Moran Wealth Management Investment and Wealth Management Fees
MWM offers investment management services for an annual fee based on the amount of assets under the
Firm’s management. For the majority of the Firm’s strategies, the management fee varies between 25 and
125 basis points (0.25% – 1.25%), depending upon the size and composition of a client’s portfolio, the type
and amount of services rendered and the individual(s) providing the services. For fixed income only
strategies, the fee can be 10 basis points (0.10%). The fee can be for a set percentage or a fee schedule with
breakpoints. The Firm can also charge a lesser fee for providing consulting services on assets rather than
continuous and regular supervision of the assets. This service is also called “assets under advisement.”

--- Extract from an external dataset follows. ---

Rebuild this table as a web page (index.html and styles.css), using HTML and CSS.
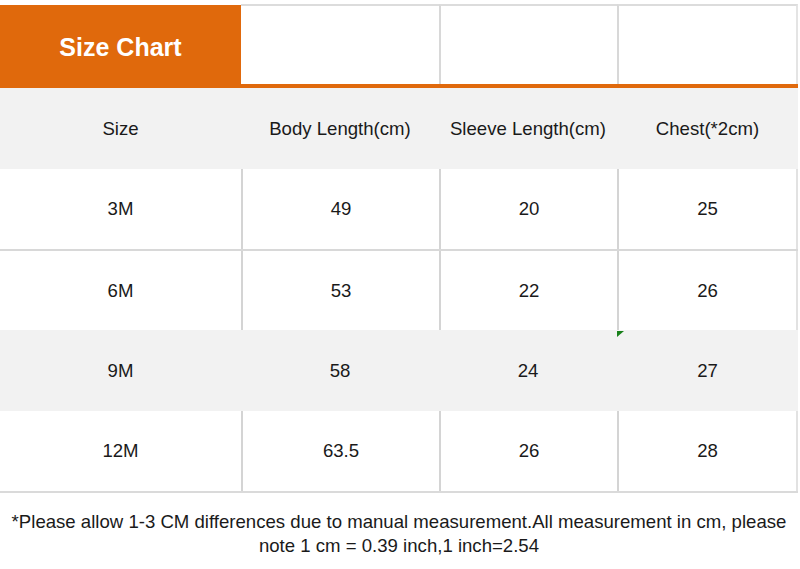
FILE: index.html
```html
<!DOCTYPE html>
<html>
<head>
<meta charset="utf-8">
<link rel="stylesheet" href="styles.css">
</head>
<body>
<div class="chart">
  <div class="row title-row">
    <div class="title">Size Chart</div>
    <div class="blank first"></div>
    <div class="blank"></div>
    <div class="blank last"></div>
  </div>
  <div class="row shade">
    <div class="cell">Size</div>
    <div class="cell">Body Length(cm)</div>
    <div class="cell">Sleeve Length(cm)</div>
    <div class="cell">Chest(*2cm)</div>
  </div>
  <div class="row plain">
    <div class="cell">3M</div>
    <div class="cell">49</div>
    <div class="cell">20</div>
    <div class="cell last">25</div>
  </div>
  <div class="row plain ruled">
    <div class="cell">6M</div>
    <div class="cell">53</div>
    <div class="cell">22</div>
    <div class="cell last">26</div>
  </div>
  <div class="row shade">
    <div class="cell">9M</div>
    <div class="cell">58</div>
    <div class="cell marked">24</div>
    <div class="cell">27</div>
  </div>
  <div class="row plain bottom">
    <div class="cell">12M</div>
    <div class="cell">63.5</div>
    <div class="cell">26</div>
    <div class="cell last">28</div>
  </div>
  <p class="note">*Please allow 1-3 CM differences due to manual measurement.All measurement in cm, please<br>note 1 cm = 0.39 inch,1 inch=2.54</p>
</div>
</body>
</html>
```

FILE: styles.css
```css
html, body {
  margin: 0;
  padding: 0;
  background: #ffffff;
}
body {
  font-family: "Liberation Sans", Arial, sans-serif;
  color: #1a1a1a;
}
.chart {
  width: 798px;
  padding-top: 4px;
}
.row {
  display: grid;
  grid-template-columns: 241px 198px 178px 181px;
}
.title-row {
  height: 80px;
  border-bottom: 4px solid #e0690c;
}
.title {
  background: #e0690c;
  color: #ffffff;
  font-weight: bold;
  font-size: 25px;
  display: flex;
  align-items: center;
  justify-content: center;
  margin-top: 1px;
  padding-top: 6px;
}
.blank {
  border-top: 2px solid #dcdcdc;
  border-left: 2px solid #d8d8d8;
}
.blank.first {
  border-left: none;
}
.blank.last {
  border-right: 2px solid #e4e4e4;
}
.cell {
  display: flex;
  align-items: center;
  justify-content: center;
  font-size: 18.6px;
  height: 80px;
  position: relative;
}
.shade {
  background: #f2f2f2;
}
.shade .cell {
  height: 81px;
}
.plain .cell + .cell {
  border-left: 2px solid #d4d4d4;
}
.plain .cell.last {
  border-right: 2px solid #e2e2e2;
}
.ruled {
  border-top: 2px solid #d8d8d8;
}
.ruled .cell {
  height: 79px;
}
.bottom {
  border-bottom: 2px solid #dadada;
}
.marked::after {
  content: "";
  position: absolute;
  right: -7px;
  top: 1px;
  width: 0;
  height: 0;
  border-top: 6px solid #18801a;
  border-right: 7px solid transparent;
}
.note {
  margin: 0;
  padding-top: 17px;
  text-align: center;
  font-size: 18.6px;
  line-height: 24px;
  color: #1a1a1a;
  width: 798px;
}
```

The annual fee is prorated and charged quarterly, in arrears, based upon the market value of the average
daily account balance as determined by a party independent from the Firm (including the client’s custodian
or another third-party).
Additionally, for asset management services the Firm provides with respect to certain client holdings (e.g.,
held-away assets, accommodation accounts, alternative investments, etc.), MWM can negotiate a fee rate
that differs from the range set forth above. Clients are advised that a conflict of interest exists for the Firm
to recommend that clients engage MWM for additional services for compensation, including rolling over
retirement accounts or moving other assets to the Firm’s management. Clients retain absolute discretion
over all decisions regarding engaging the Firm and are under no obligation to act upon any of the
recommendations.
Pelican Bay Capital Management Fees
Concentrated Value Portfolio: 100 basis points (1.00%)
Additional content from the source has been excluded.